The workshop brought together pioneering scholars of the field such as Ezra Mendelsohn, Jack Jacobs, Gertrud Pickhan and Feliks Tych, but also a number of graduate students and junior scholars. The event, much like the Bund itself, was transnational in its scope with participants coming from places afar as USA, Argentina, Australia, Canada, France, Germany, Israel, Japan, Poland and Scotland. Over the course of the four days, it was plainly evident that the overall mood of the workshop was strongly influenced by its setting in the Jewish Historical Institute, which is situated in the outskirts of the former Warsaw Ghetto. The markings on the floor of the main entrance to the Institute (a result of the flames of the Warsaw ghetto uprising) were a poignant reminder of the events of the mid-twentieth century which so profoundly shaped the trajectory of the Bund both in Poland and in migration. Indeed, until 1939 the board of the Bund would meet regularly in a building not too far from the Institute, and this spatial proximity to the history of the workshop’s subject matter brought a particularly moving dynamic to the proceedings.

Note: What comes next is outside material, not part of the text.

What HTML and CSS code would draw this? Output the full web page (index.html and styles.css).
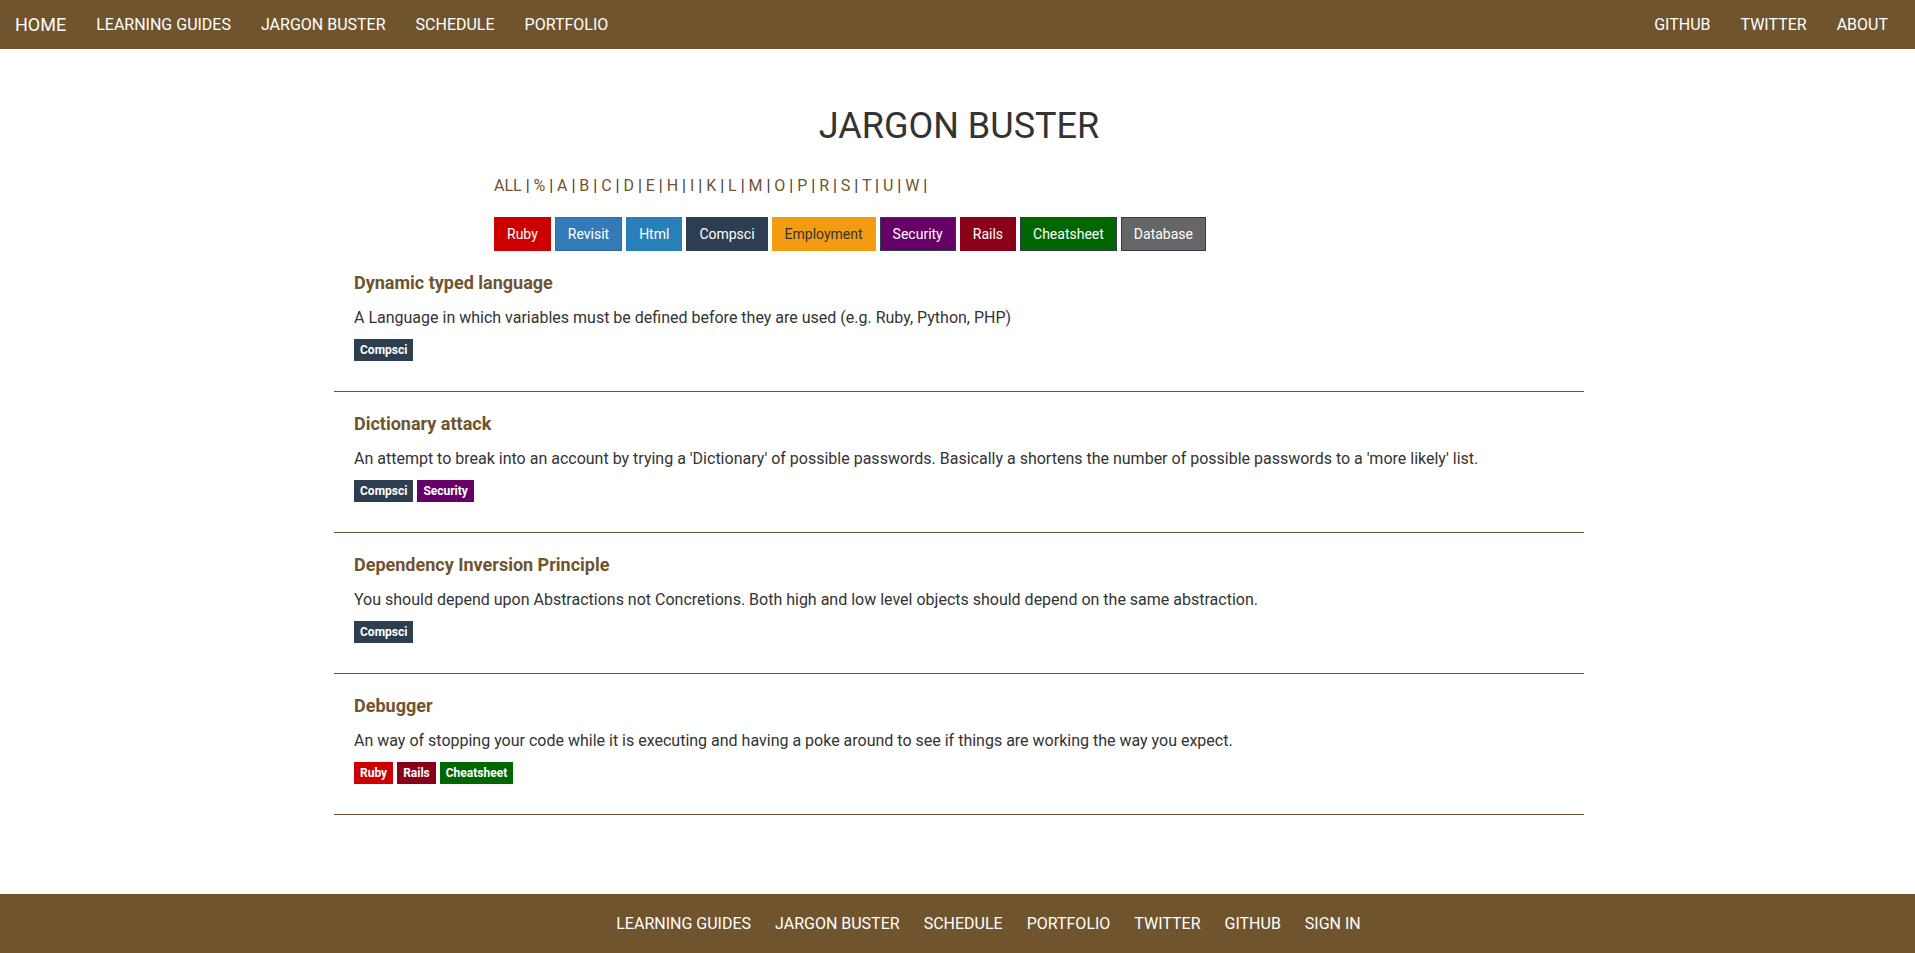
FILE: index.html
```html
<!DOCTYPE html>
<html>
<head>
<meta charset="utf-8">
<title>Jargon Buster</title>
<link rel="stylesheet" href="styles.css">
</head>
<body>
<nav class="topbar">
  <div class="nav-left">
    <a class="brand" href="#">HOME</a>
    <a class="nav-link" href="#">LEARNING GUIDES</a>
    <a class="nav-link" href="#">JARGON BUSTER</a>
    <a class="nav-link" href="#">SCHEDULE</a>
    <a class="nav-link" href="#">PORTFOLIO</a>
  </div>
  <div class="nav-right">
    <a class="nav-link" href="#">GITHUB</a>
    <a class="nav-link" href="#">TWITTER</a>
    <a class="nav-link" href="#">ABOUT</a>
  </div>
</nav>

<main class="container">
  <h1 class="page-title">JARGON BUSTER</h1>

  <div class="filters">
    <div class="alphabet">
      <a href="#">ALL</a> | <a href="#">%</a> | <a href="#">A</a> | <a href="#">B</a> | <a href="#">C</a> | <a href="#">D</a> | <a href="#">E</a> | <a href="#">H</a> | <a href="#">I</a> | <a href="#">K</a> | <a href="#">L</a> | <a href="#">M</a> | <a href="#">O</a> | <a href="#">P</a> | <a href="#">R</a> | <a href="#">S</a> | <a href="#">T</a> | <a href="#">U</a> | <a href="#">W</a> |
    </div>
    <div class="categories">
      <a class="btn ruby" href="#">Ruby</a>
      <a class="btn revisit" href="#">Revisit</a>
      <a class="btn html" href="#">Html</a>
      <a class="btn compsci" href="#">Compsci</a>
      <a class="btn employment" href="#">Employment</a>
      <a class="btn security" href="#">Security</a>
      <a class="btn rails" href="#">Rails</a>
      <a class="btn cheatsheet" href="#">Cheatsheet</a>
      <a class="btn database" href="#">Database</a>
    </div>
  </div>

  <section class="entries">
    <article class="entry">
      <h3 class="entry-title">Dynamic typed language</h3>
      <p class="entry-text">A Language in which variables must be defined before they are used (e.g. Ruby, Python, PHP)</p>
      <div class="tags">
        <a class="tag compsci" href="#">Compsci</a>
      </div>
    </article>
    <article class="entry">
      <h3 class="entry-title">Dictionary attack</h3>
      <p class="entry-text">An attempt to break into an account by trying a 'Dictionary' of possible passwords. Basically a shortens the number of possible passwords to a 'more likely' list.</p>
      <div class="tags">
        <a class="tag compsci" href="#">Compsci</a>
        <a class="tag security" href="#">Security</a>
      </div>
    </article>
    <article class="entry">
      <h3 class="entry-title">Dependency Inversion Principle</h3>
      <p class="entry-text">You should depend upon Abstractions not Concretions. Both high and low level objects should depend on the same abstraction.</p>
      <div class="tags">
        <a class="tag compsci" href="#">Compsci</a>
      </div>
    </article>
    <article class="entry">
      <h3 class="entry-title">Debugger</h3>
      <p class="entry-text">An way of stopping your code while it is executing and having a poke around to see if things are working the way you expect.</p>
      <div class="tags">
        <a class="tag ruby" href="#">Ruby</a>
        <a class="tag rails" href="#">Rails</a>
        <a class="tag cheatsheet" href="#">Cheatsheet</a>
      </div>
    </article>
  </section>
</main>

<footer class="footer">
  <a href="#">LEARNING GUIDES</a>
  <a href="#">JARGON BUSTER</a>
  <a href="#">SCHEDULE</a>
  <a href="#">PORTFOLIO</a>
  <a href="#">TWITTER</a>
  <a href="#">GITHUB</a>
  <a href="#">SIGN IN</a>
</footer>
</body>
</html>
```

FILE: styles.css
```css
* { box-sizing: border-box; }

html, body {
  margin: 0;
  padding: 0;
}

body {
  font-family: Roboto, "Liberation Sans", Arial, sans-serif;
  color: #333;
  background: #fff;
  font-size: 16px;
}

a { text-decoration: none; }

/* ---------- top navigation ---------- */
.topbar {
  display: flex;
  justify-content: space-between;
  align-items: center;
  height: 49px;
  background: #6f542e;
  padding: 0 12px 0 0;
}

.nav-left, .nav-right {
  display: flex;
  align-items: center;
}

.brand {
  color: #fff;
  font-size: 18px;
  line-height: 20px;
  padding: 0 15px 0 15px;
}

.nav-link {
  color: #fff;
  font-size: 16px;
  line-height: 20px;
  padding: 0 15px;
}

/* ---------- main ---------- */
.container {
  width: 1250px;
  margin-left: calc(50% - 623.5px);
  padding-bottom: 79px;
}

.page-title {
  margin: 57px 0 0;
  font-size: 36px;
  line-height: 40px;
  font-weight: 400;
  text-align: center;
  color: #333;
}

.filters {
  margin-left: 160px;
}

.alphabet {
  margin-top: 29px;
  font-size: 16px;
  line-height: 21px;
  color: #333;
}

.alphabet a {
  color: #6f542e;
}

.categories {
  display: flex;
  gap: 4px;
  margin-top: 21px;
}

.btn {
  display: inline-block;
  font-size: 14px;
  line-height: 20px;
  padding: 6px 12px;
  border: 1px solid transparent;
  color: #fff;
}

.ruby { background: #cc0000; border-color: #cc0000; }
.revisit { background: #337ab7; border-color: #2e6da4; }
.html { background: #2980b9; border-color: #2980b9; }
.compsci { background: #2c3e50; border-color: #2c3e50; }
.employment { background: #f39c12; border-color: #f39c12; color: #333; }
.security { background: #660066; border-color: #2c3e50; }
.rails { background: #8b0019; border-color: #8b0019; }
.cheatsheet { background: #006600; border-color: #2c3e50; }
.database { background: #666666; border-color: #2c3e50; }

/* ---------- entries ---------- */
.entry {
  padding: 22px 20px 30px;
  border-bottom: 1px solid #6f542e;
}

.entry-title {
  margin: 0 0 14px;
  font-size: 18px;
  line-height: 20px;
  font-weight: 700;
  color: #6f542e;
}

.entry-text {
  margin: 0 0 11px;
  font-size: 16px;
  line-height: 21px;
  color: #333;
}

.tags {
  display: flex;
  gap: 4px;
}

.tag {
  display: inline-block;
  font-size: 12px;
  line-height: 18px;
  padding: 1px 5px;
  border: 1px solid transparent;
  font-weight: 700;
  color: #fff;
}

/* ---------- footer ---------- */
.footer {
  display: flex;
  justify-content: center;
  align-items: center;
  gap: 24px;
  height: 60px;
  padding-left: 62px;
  background: #6f542e;
}

.footer a {
  color: #fff;
  font-size: 16px;
  line-height: 20px;
}
```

The workshop took the form of a series of thematic panels of papers by junior scholars and graduate students, with commentaries given by senior scholars in the field. In addition, each of the senior scholars gave an evening public lecture, and at these sessions, which attracted wide audiences, the debate and discussion was scholarly, impassioned and engaging. In his opening keynote address, EZRA MENDELSOHN (Jerusalem) discussed the Bund ‘then and now’, noting that for some scholars of his own generation – notably those working within the labour Zionist tradition – the Bund were a source of inspiration for the building of socialism in Israel. Mendelsohn observed however that today the Bund are attracting interest as a tradition of anti-Zionist critique. In the second public lecture, JACK JACOBS (New York) offered an analysis of the remarkable rise of the Bund in the interwar years in Vilna, where by 1939 they had become the city’s largest Jewish party. This interpretation led to an absorbing exchange between Jacobs and Mendelsohn, which essentially pivoted around the question of how we ought to interpret the Bundist notion of doikeyt in light of the mass extermination of Jews in the Shoah.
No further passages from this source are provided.